WHAT YOU NEED TO DO. Report, as a bare number, how many lines hold "Tailwind".

_ _ _ _

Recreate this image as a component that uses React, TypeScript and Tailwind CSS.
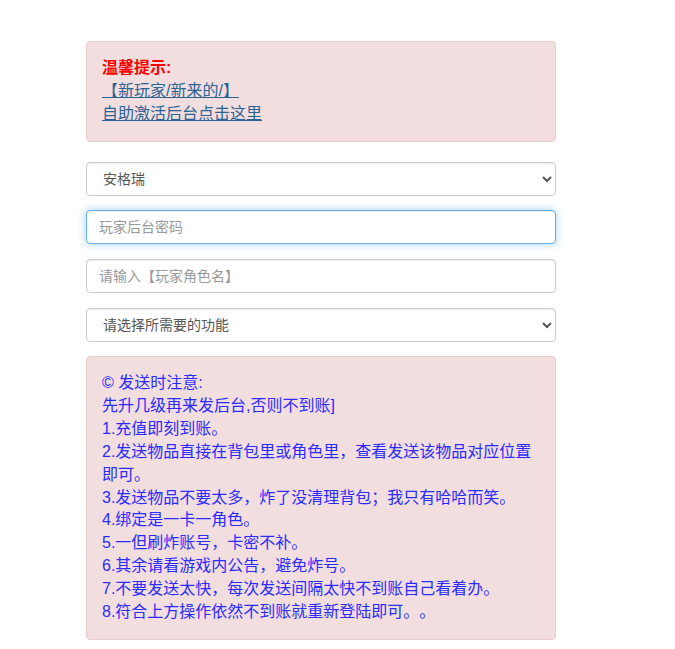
export default function App() {
  const notes = [
    "© 发送时注意:",
    "先升几级再来发后台,否则不到账]",
    "1.充值即刻到账。",
    "2.发送物品直接在背包里或角色里，查看发送该物品对应位置即可。",
    "3.发送物品不要太多，炸了没清理背包；我只有哈哈而笑。",
    "4.绑定是一卡一角色。",
    "5.一但刷炸账号，卡密不补。",
    "6.其余请看游戏内公告，避免炸号。",
    "7.不要发送太快，每次发送间隔太快不到账自己看着办。",
    "8.符合上方操作依然不到账就重新登陆即可。。",
  ];

  return (
    <div
      className="min-h-screen bg-white text-[14px] leading-[1.42857] text-[#333] [text-spacing-trim:space-all]"
      style={{ fontFamily: '"Liberation Sans", "Noto Sans CJK SC", sans-serif' }}
    >
      <div className="ml-[86px] w-[470px] pt-[41px] pb-[9px]">
        {/* 提示 */}
        <div className="mb-[20px] rounded border border-[#ebccd1] bg-[#f2dede] p-[15px] text-[16px]">
          <div className="font-bold text-[#ff0000]">温馨提示:</div>
          <a href="#" className="block w-fit text-[#2a6496] underline">
            【新玩家/新来的/】
          </a>
          <a href="#" className="block w-fit text-[#2a6496] underline">
            自助激活后台点击这里
          </a>
        </div>

        <div className="mb-[14.7px]">
          <select className="h-[34px] w-full rounded border border-[#ccc] bg-white px-[12px] text-[14px] text-[#555] shadow-[inset_0_1px_1px_rgba(0,0,0,0.075)]">
            <option>安格瑞</option>
          </select>
        </div>

        <div className="mb-[14.7px]">
          <input
            type="password"
            placeholder="玩家后台密码"
            className="h-[34px] w-full rounded border border-[#66afe9] bg-white px-[12px] text-[14px] text-[#555] outline-none placeholder:text-[#999] shadow-[inset_0_1px_1px_rgba(0,0,0,0.075),0_0_8px_rgba(102,175,233,0.6)]"
          />
        </div>

        <div className="mb-[14.7px]">
          <input
            type="text"
            placeholder="请输入【玩家角色名】"
            className="h-[34px] w-full rounded border border-[#ccc] bg-white px-[12px] text-[14px] text-[#555] outline-none placeholder:text-[#999] shadow-[inset_0_1px_1px_rgba(0,0,0,0.075)]"
          />
        </div>

        <div className="mb-[14.7px]">
          <select className="h-[34px] w-full rounded border border-[#ccc] bg-white px-[12px] text-[14px] text-[#555] shadow-[inset_0_1px_1px_rgba(0,0,0,0.075)]">
            <option>请选择所需要的功能</option>
          </select>
        </div>

        {/* 注意事项 */}
        <div className="rounded border border-[#ebccd1] bg-[#f2dede] p-[15px] text-[16px] text-[#2b2bff]">
          {notes.map((n) => (
            <div key={n}>{n}</div>
          ))}
        </div>
      </div>
    </div>
  );
}
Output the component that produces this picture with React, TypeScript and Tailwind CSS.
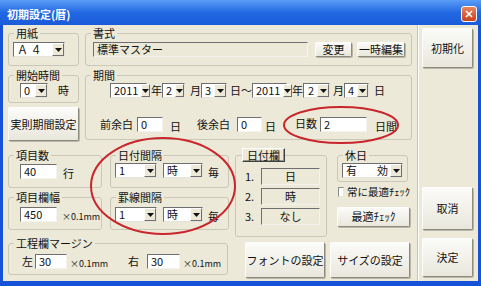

_ _ _ _

COMPLETE ANSWER. 2